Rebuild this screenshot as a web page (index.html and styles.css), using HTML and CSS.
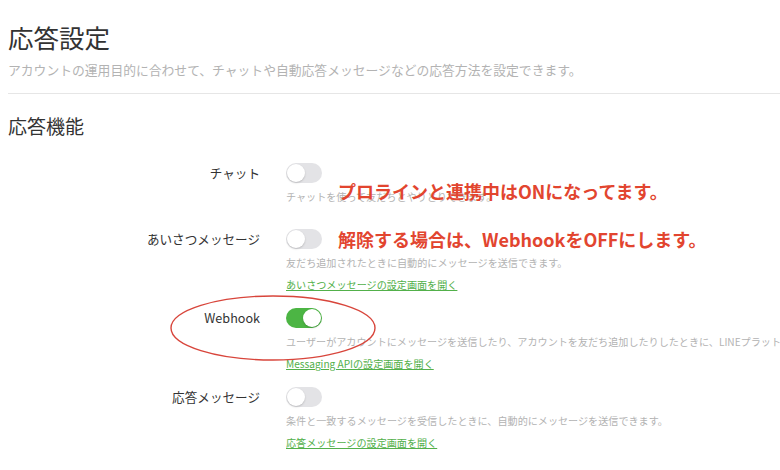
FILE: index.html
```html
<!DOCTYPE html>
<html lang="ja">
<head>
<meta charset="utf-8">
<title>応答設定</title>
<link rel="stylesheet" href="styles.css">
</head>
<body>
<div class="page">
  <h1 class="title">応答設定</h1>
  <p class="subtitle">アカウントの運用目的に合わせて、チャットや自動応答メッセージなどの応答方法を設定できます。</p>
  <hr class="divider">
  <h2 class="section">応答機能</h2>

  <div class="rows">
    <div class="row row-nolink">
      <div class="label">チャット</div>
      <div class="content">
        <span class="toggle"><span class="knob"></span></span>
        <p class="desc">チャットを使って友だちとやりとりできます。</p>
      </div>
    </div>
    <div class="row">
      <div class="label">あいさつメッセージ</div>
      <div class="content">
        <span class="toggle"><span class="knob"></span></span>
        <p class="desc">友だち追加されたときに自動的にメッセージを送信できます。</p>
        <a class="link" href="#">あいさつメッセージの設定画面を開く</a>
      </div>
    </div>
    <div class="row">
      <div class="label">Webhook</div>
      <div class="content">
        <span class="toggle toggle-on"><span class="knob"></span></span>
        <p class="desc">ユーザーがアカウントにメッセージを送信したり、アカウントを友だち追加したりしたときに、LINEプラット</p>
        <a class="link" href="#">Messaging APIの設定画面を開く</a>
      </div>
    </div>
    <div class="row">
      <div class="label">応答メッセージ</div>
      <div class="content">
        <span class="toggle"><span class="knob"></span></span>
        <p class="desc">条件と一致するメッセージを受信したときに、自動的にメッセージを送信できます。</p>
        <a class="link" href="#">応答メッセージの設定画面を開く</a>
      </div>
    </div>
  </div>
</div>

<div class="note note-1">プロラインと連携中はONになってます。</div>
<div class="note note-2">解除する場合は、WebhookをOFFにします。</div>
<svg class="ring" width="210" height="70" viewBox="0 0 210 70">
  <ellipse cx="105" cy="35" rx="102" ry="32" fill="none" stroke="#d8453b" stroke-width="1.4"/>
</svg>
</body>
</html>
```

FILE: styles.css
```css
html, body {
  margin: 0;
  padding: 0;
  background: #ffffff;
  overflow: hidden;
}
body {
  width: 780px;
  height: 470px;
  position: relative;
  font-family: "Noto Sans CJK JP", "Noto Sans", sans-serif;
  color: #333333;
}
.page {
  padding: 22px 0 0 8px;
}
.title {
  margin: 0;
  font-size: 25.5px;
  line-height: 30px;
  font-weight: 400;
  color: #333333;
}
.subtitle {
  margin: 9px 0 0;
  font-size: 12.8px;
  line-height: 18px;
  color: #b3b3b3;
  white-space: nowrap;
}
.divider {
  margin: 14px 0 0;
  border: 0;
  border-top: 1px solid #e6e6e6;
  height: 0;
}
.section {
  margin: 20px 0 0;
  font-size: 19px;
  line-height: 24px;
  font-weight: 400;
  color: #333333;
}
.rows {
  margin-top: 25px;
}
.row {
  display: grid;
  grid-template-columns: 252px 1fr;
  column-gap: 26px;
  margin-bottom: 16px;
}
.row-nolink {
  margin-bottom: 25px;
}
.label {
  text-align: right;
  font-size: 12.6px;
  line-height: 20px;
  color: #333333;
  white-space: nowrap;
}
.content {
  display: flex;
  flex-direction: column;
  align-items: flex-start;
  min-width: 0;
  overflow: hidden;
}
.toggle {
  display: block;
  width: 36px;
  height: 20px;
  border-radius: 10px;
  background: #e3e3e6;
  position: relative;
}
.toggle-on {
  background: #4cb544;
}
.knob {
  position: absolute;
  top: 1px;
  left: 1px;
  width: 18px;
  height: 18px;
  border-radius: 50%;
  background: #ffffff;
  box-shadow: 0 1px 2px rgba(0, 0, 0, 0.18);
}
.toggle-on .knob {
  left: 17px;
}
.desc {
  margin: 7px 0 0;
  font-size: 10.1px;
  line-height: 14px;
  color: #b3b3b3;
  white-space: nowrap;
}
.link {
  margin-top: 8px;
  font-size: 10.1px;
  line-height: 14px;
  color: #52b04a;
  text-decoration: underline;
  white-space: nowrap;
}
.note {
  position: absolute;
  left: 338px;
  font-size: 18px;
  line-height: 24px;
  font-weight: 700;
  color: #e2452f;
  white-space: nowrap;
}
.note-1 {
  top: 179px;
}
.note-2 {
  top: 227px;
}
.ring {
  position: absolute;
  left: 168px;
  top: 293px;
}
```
- - - -
Problem to solve:
Please write out all of the material above without changing a word, and omit any pictures.

Correct response:
Rebuild this screenshot as a web page (index.html and styles.css), using HTML and CSS.
FILE: index.html
```html
<!DOCTYPE html>
<html lang="ja">
<head>
<meta charset="utf-8">
<title>応答設定</title>
<link rel="stylesheet" href="styles.css">
</head>
<body>
<div class="page">
  <h1 class="title">応答設定</h1>
  <p class="subtitle">アカウントの運用目的に合わせて、チャットや自動応答メッセージなどの応答方法を設定できます。</p>
  <hr class="divider">
  <h2 class="section">応答機能</h2>

  <div class="rows">
    <div class="row row-nolink">
      <div class="label">チャット</div>
      <div class="content">
        <span class="toggle"><span class="knob"></span></span>
        <p class="desc">チャットを使って友だちとやりとりできます。</p>
      </div>
    </div>
    <div class="row">
      <div class="label">あいさつメッセージ</div>
      <div class="content">
        <span class="toggle"><span class="knob"></span></span>
        <p class="desc">友だち追加されたときに自動的にメッセージを送信できます。</p>
        <a class="link" href="#">あいさつメッセージの設定画面を開く</a>
      </div>
    </div>
    <div class="row">
      <div class="label">Webhook</div>
      <div class="content">
        <span class="toggle toggle-on"><span class="knob"></span></span>
        <p class="desc">ユーザーがアカウントにメッセージを送信したり、アカウントを友だち追加したりしたときに、LINEプラット</p>
        <a class="link" href="#">Messaging APIの設定画面を開く</a>
      </div>
    </div>
    <div class="row">
      <div class="label">応答メッセージ</div>
      <div class="content">
        <span class="toggle"><span class="knob"></span></span>
        <p class="desc">条件と一致するメッセージを受信したときに、自動的にメッセージを送信できます。</p>
        <a class="link" href="#">応答メッセージの設定画面を開く</a>
      </div>
    </div>
  </div>
</div>

<div class="note note-1">プロラインと連携中はONになってます。</div>
<div class="note note-2">解除する場合は、WebhookをOFFにします。</div>
<svg class="ring" width="210" height="70" viewBox="0 0 210 70">
  <ellipse cx="105" cy="35" rx="102" ry="32" fill="none" stroke="#d8453b" stroke-width="1.4"/>
</svg>
</body>
</html>
```

FILE: styles.css
```css
html, body {
  margin: 0;
  padding: 0;
  background: #ffffff;
  overflow: hidden;
}
body {
  width: 780px;
  height: 470px;
  position: relative;
  font-family: "Noto Sans CJK JP", "Noto Sans", sans-serif;
  color: #333333;
}
.page {
  padding: 22px 0 0 8px;
}
.title {
  margin: 0;
  font-size: 25.5px;
  line-height: 30px;
  font-weight: 400;
  color: #333333;
}
.subtitle {
  margin: 9px 0 0;
  font-size: 12.8px;
  line-height: 18px;
  color: #b3b3b3;
  white-space: nowrap;
}
.divider {
  margin: 14px 0 0;
  border: 0;
  border-top: 1px solid #e6e6e6;
  height: 0;
}
.section {
  margin: 20px 0 0;
  font-size: 19px;
  line-height: 24px;
  font-weight: 400;
  color: #333333;
}
.rows {
  margin-top: 25px;
}
.row {
  display: grid;
  grid-template-columns: 252px 1fr;
  column-gap: 26px;
  margin-bottom: 16px;
}
.row-nolink {
  margin-bottom: 25px;
}
.label {
  text-align: right;
  font-size: 12.6px;
  line-height: 20px;
  color: #333333;
  white-space: nowrap;
}
.content {
  display: flex;
  flex-direction: column;
  align-items: flex-start;
  min-width: 0;
  overflow: hidden;
}
.toggle {
  display: block;
  width: 36px;
  height: 20px;
  border-radius: 10px;
  background: #e3e3e6;
  position: relative;
}
.toggle-on {
  background: #4cb544;
}
.knob {
  position: absolute;
  top: 1px;
  left: 1px;
  width: 18px;
  height: 18px;
  border-radius: 50%;
  background: #ffffff;
  box-shadow: 0 1px 2px rgba(0, 0, 0, 0.18);
}
.toggle-on .knob {
  left: 17px;
}
.desc {
  margin: 7px 0 0;
  font-size: 10.1px;
  line-height: 14px;
  color: #b3b3b3;
  white-space: nowrap;
}
.link {
  margin-top: 8px;
  font-size: 10.1px;
  line-height: 14px;
  color: #52b04a;
  text-decoration: underline;
  white-space: nowrap;
}
.note {
  position: absolute;
  left: 338px;
  font-size: 18px;
  line-height: 24px;
  font-weight: 700;
  color: #e2452f;
  white-space: nowrap;
}
.note-1 {
  top: 179px;
}
.note-2 {
  top: 227px;
}
.ring {
  position: absolute;
  left: 168px;
  top: 293px;
}
```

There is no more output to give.